*DIRECTIONS FOR THIS TASK:* From the listing below, copy every line with the word "styles".

===== PROVIDED DATA =====

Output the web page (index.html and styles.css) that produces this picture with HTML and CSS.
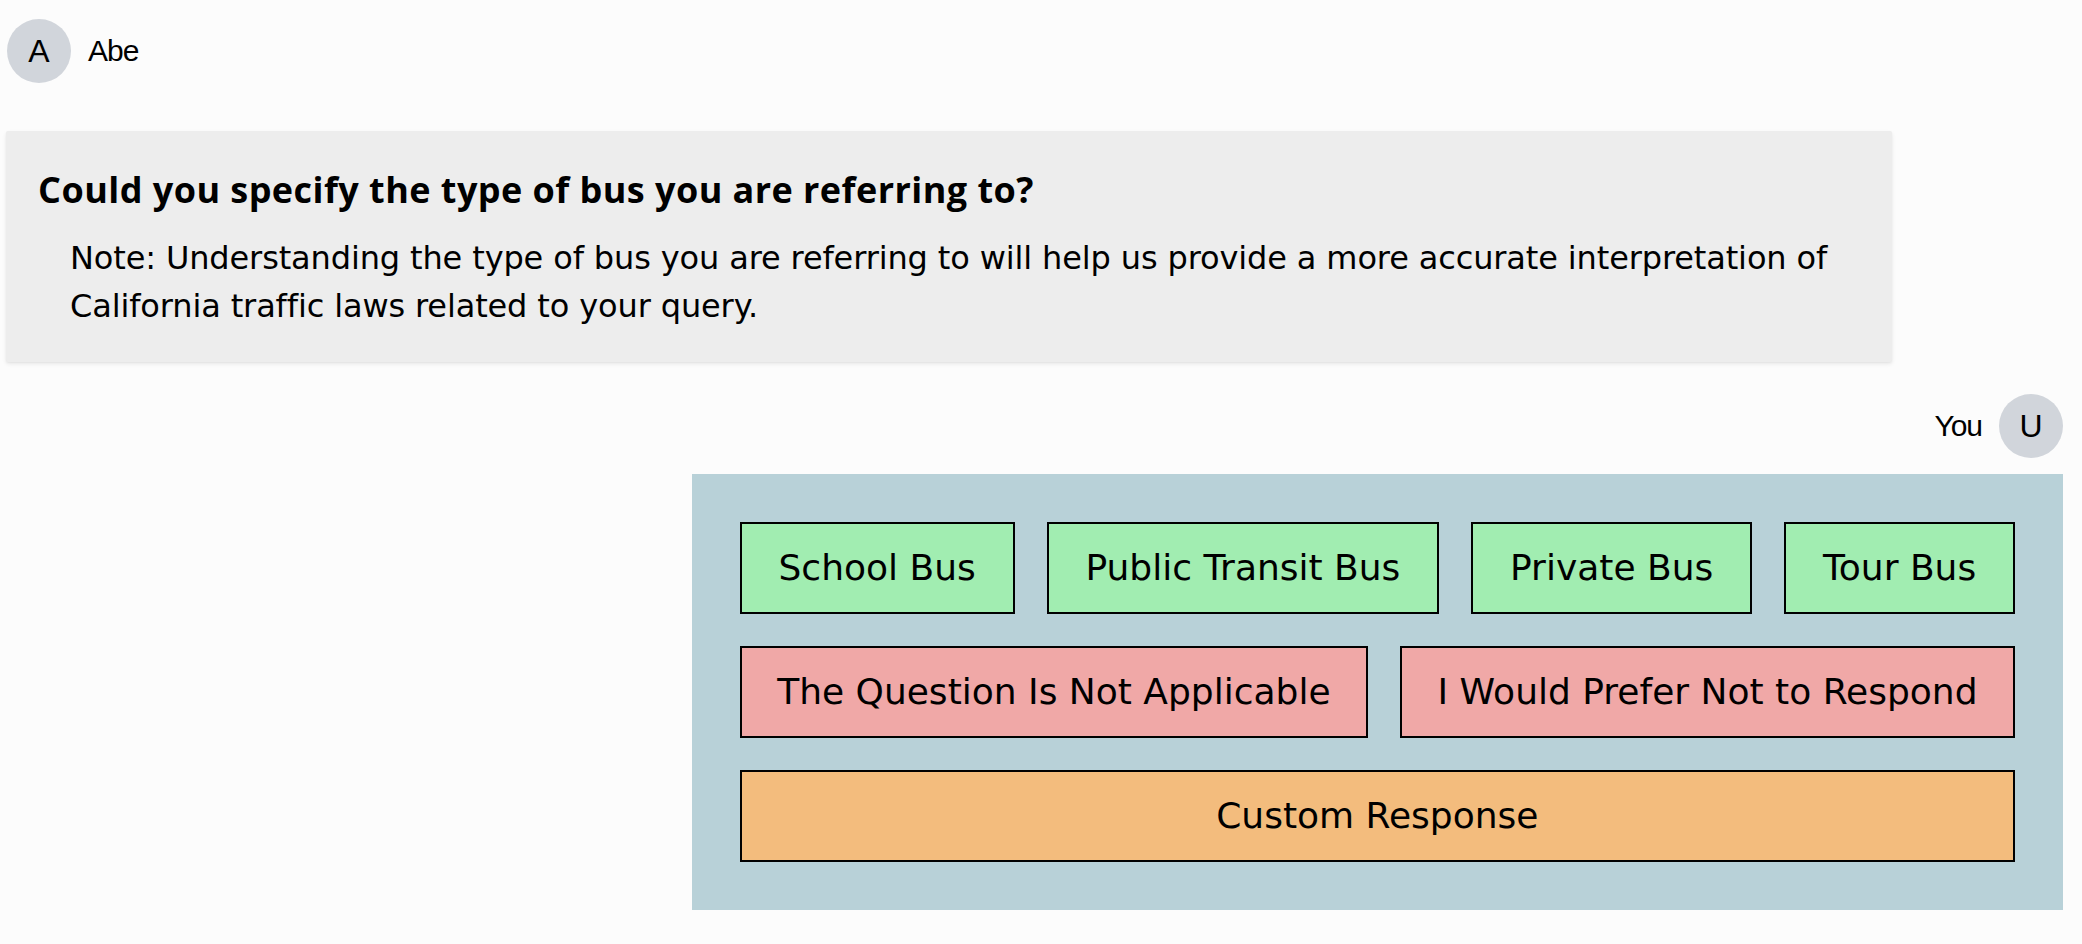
FILE: index.html
```html
<!DOCTYPE html>
<html lang="en">
<head>
<meta charset="utf-8">
<title>Chat</title>
<link rel="stylesheet" href="styles.css">
</head>
<body>
<main class="chat">
  <div class="msg-head">
    <div class="avatar">A</div>
    <span class="name">Abe</span>
  </div>
  <section class="question">
    <h2 class="question-title">Could you specify the type of bus you are referring to?</h2>
    <p class="question-note">Note: Understanding the type of bus you are referring to will help us provide a more accurate interpretation of California traffic laws related to your query.</p>
  </section>
  <div class="msg-head msg-head-user">
    <span class="name">You</span>
    <div class="avatar">U</div>
  </div>
  <section class="options">
    <div class="option-row">
      <button class="opt opt-green">School Bus</button>
      <button class="opt opt-green">Public Transit Bus</button>
      <button class="opt opt-green">Private Bus</button>
      <button class="opt opt-green">Tour Bus</button>
    </div>
    <div class="option-row">
      <button class="opt opt-red">The Question Is Not Applicable</button>
      <button class="opt opt-red">I Would Prefer Not to Respond</button>
    </div>
    <div class="option-row">
      <button class="opt opt-orange">Custom Response</button>
    </div>
  </section>
</main>
</body>
</html>
```
FILE: styles.css
```css
html, body {
  margin: 0;
  padding: 0;
  background: #fcfcfc;
}
body {
  font-family: "DejaVu Sans", sans-serif;
  color: #000;
}
.chat {
  display: flex;
  flex-direction: column;
  padding: 19px 19px 0 6px;
}
.msg-head {
  display: flex;
  align-items: center;
  gap: 17px;
}
.msg-head-user {
  justify-content: flex-end;
  margin-top: 32px;
}
.avatar {
  width: 64px;
  height: 64px;
  border-radius: 50%;
  background: #d1d5db;
  display: flex;
  align-items: center;
  justify-content: center;
  font-family: "Liberation Sans", Arial, sans-serif;
  font-size: 32px;
  color: #000;
  flex: none;
}
.msg-head:first-child .avatar {
  margin-left: 1px;
}
.name {
  font-family: "Liberation Sans", Arial, sans-serif;
  font-size: 30px;
  letter-spacing: -1px;
  color: #000;
}
.question {
  margin-top: 48px;
  width: calc(100% * 11 / 12);
  box-sizing: border-box;
  background: #ededed;
  padding: 32px;
  border-radius: 2px;
  box-shadow: 0 2px 4px rgba(0, 0, 0, 0.08), 0 1px 2px rgba(0, 0, 0, 0.04);
}
.question-title {
  margin: 0;
  font-family: "Open Sans", sans-serif;
  font-weight: 700;
  font-size: 36px;
  line-height: 54px;
  letter-spacing: 0.45px;
}
.question-note {
  margin: 17px 0 0;
  padding-left: 32px;
  font-family: "DejaVu Sans", sans-serif;
  font-size: 32px;
  line-height: 48px;
  letter-spacing: -0.13px;
}
.options {
  align-self: flex-end;
  margin-top: 16px;
  width: calc(100% * 2 / 3);
  box-sizing: border-box;
  background: #b8d1d8;
  padding: 48px;
  display: flex;
  flex-direction: column;
  gap: 32px;
}
.option-row {
  display: flex;
  gap: 32px;
}
.opt {
  flex: 1 1 auto;
  margin: 0;
  border: 2px solid #000;
  border-radius: 0;
  padding: 16px 32px;
  font-family: "DejaVu Sans", sans-serif;
  font-size: 36px;
  line-height: 56px;
  color: #000;
  text-align: center;
  white-space: nowrap;
  cursor: pointer;
}
.opt-green { background: #a1edb1; }
.opt-red { background: #f0a8a7; }
.opt-orange { background: #f3bc7d; }
```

=====

*SOLUTION TO THE EXERCISE:*
Output the web page (index.html and styles.css) that produces this picture with HTML and CSS.
<link rel="stylesheet" href="styles.css">
FILE: styles.css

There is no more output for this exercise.